Let’s look a bit more closely at that last substitution to see why we use indexes. If we want to find the type of foo.x, we can get generic type of x, which is Vec<Param(0)>. Now we can take the index 0 and use it to find the right type substitution: looking at Foo's SubstsRef, we have the list [u32, f32] , since we want to replace index 0, we take the 0-th index of this list, which is u32. Voila!

You may have a couple of followup questions…

type_of How do we get the “generic type of x"? You can get the type of pretty much anything with the tcx.type_of(def_id) query. In this case, we would pass the DefId of the field x. The type_of query always returns the definition with the generics that are in scope of the definition. For example, tcx.type_of(def_id_of_my_struct) would return the “self-view” of MyStruct: Adt(Foo, &[Param(0), Param(1)]).

subst How do we actually do the substitutions? There is a function for that too! You use subst to replace a SubstRef with another list of types.

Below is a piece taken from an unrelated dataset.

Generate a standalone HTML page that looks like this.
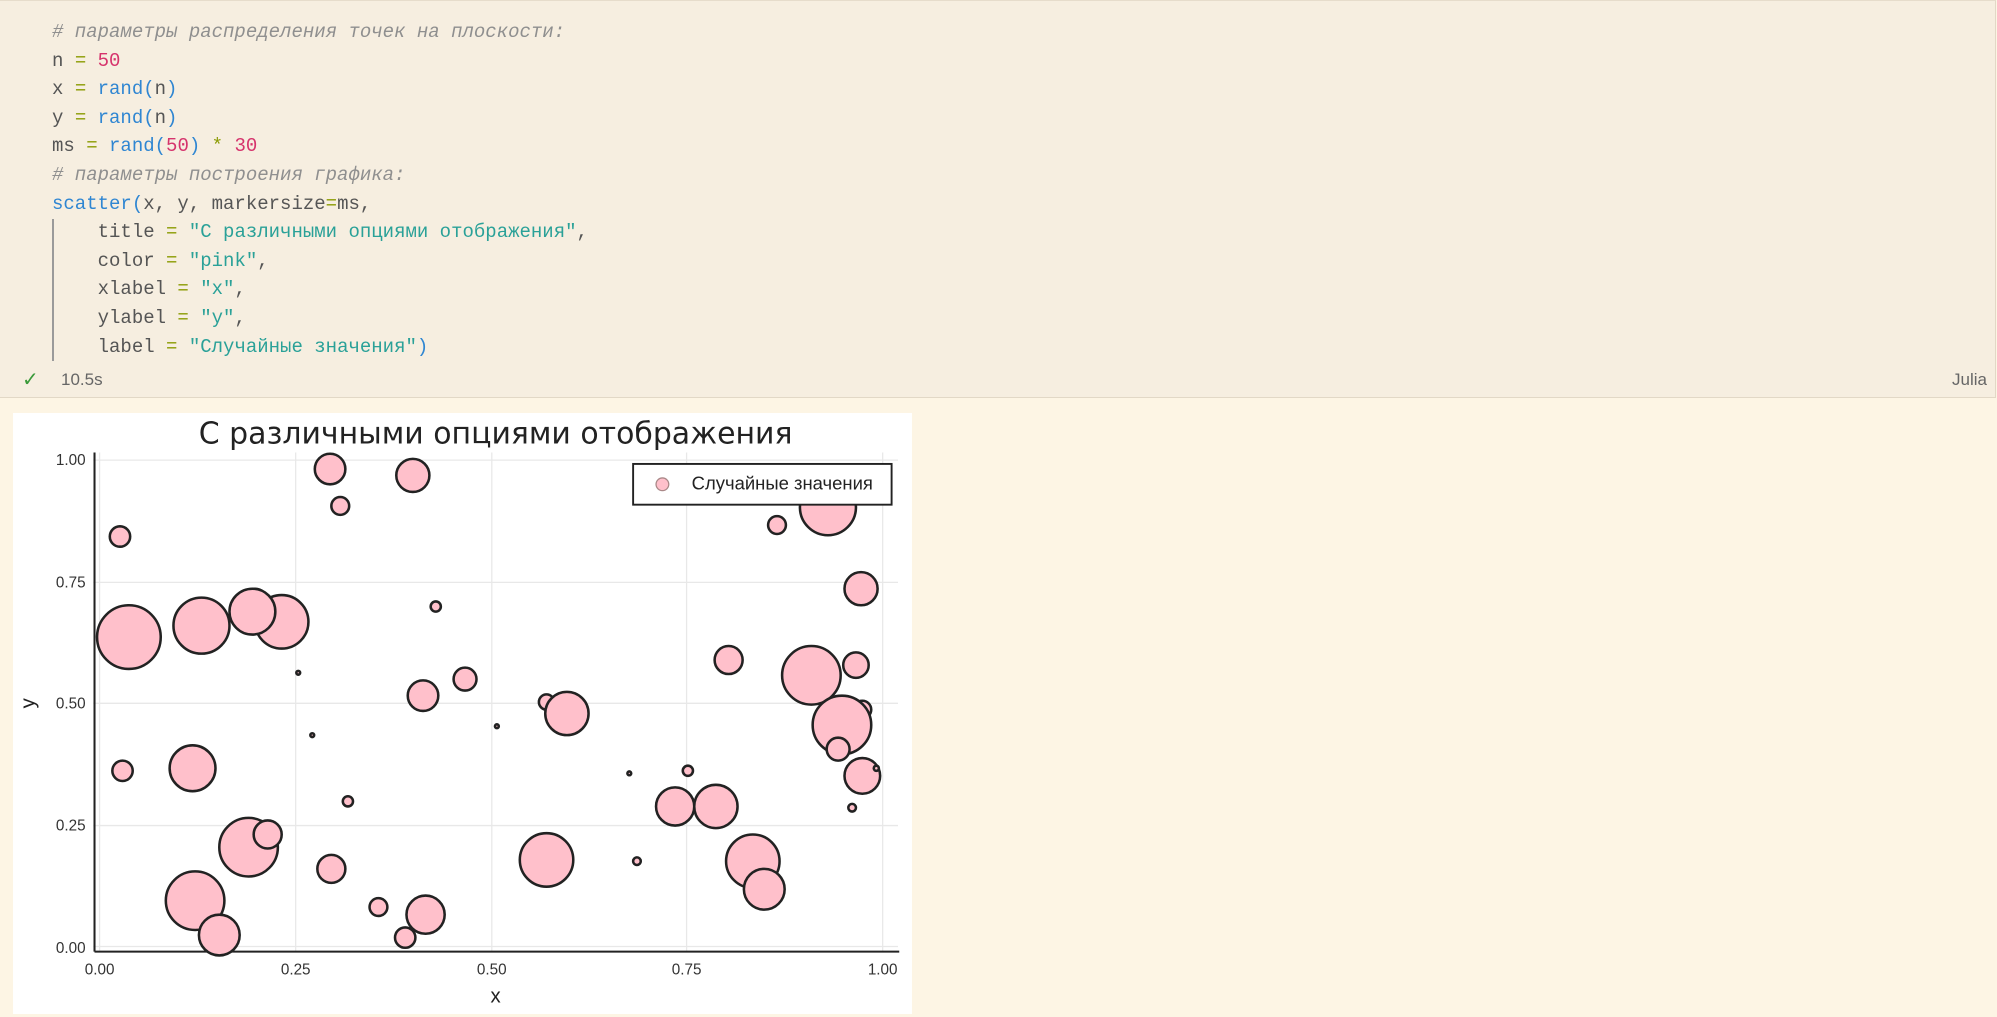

Here is an example of actually using subst in the compiler. The exact details are not too important, but in this piece of code, we happen to be converting from the rustc_hir::Ty to a real ty::Ty. You can see that we first get some substitutions (substs). Then we call type_of to get a type and call ty.subst(substs) to get a new version of ty with the substitutions made.

Note on indices: It is possible for the indices in Param to not match with what we expect. For example, the index could be out of bounds or it could be the index of a lifetime when we were expecting a type. These sorts of errors would be caught earlier in the compiler when translating from a rustc_hir::Ty to a ty::Ty. If they occur later, that is a compiler bug.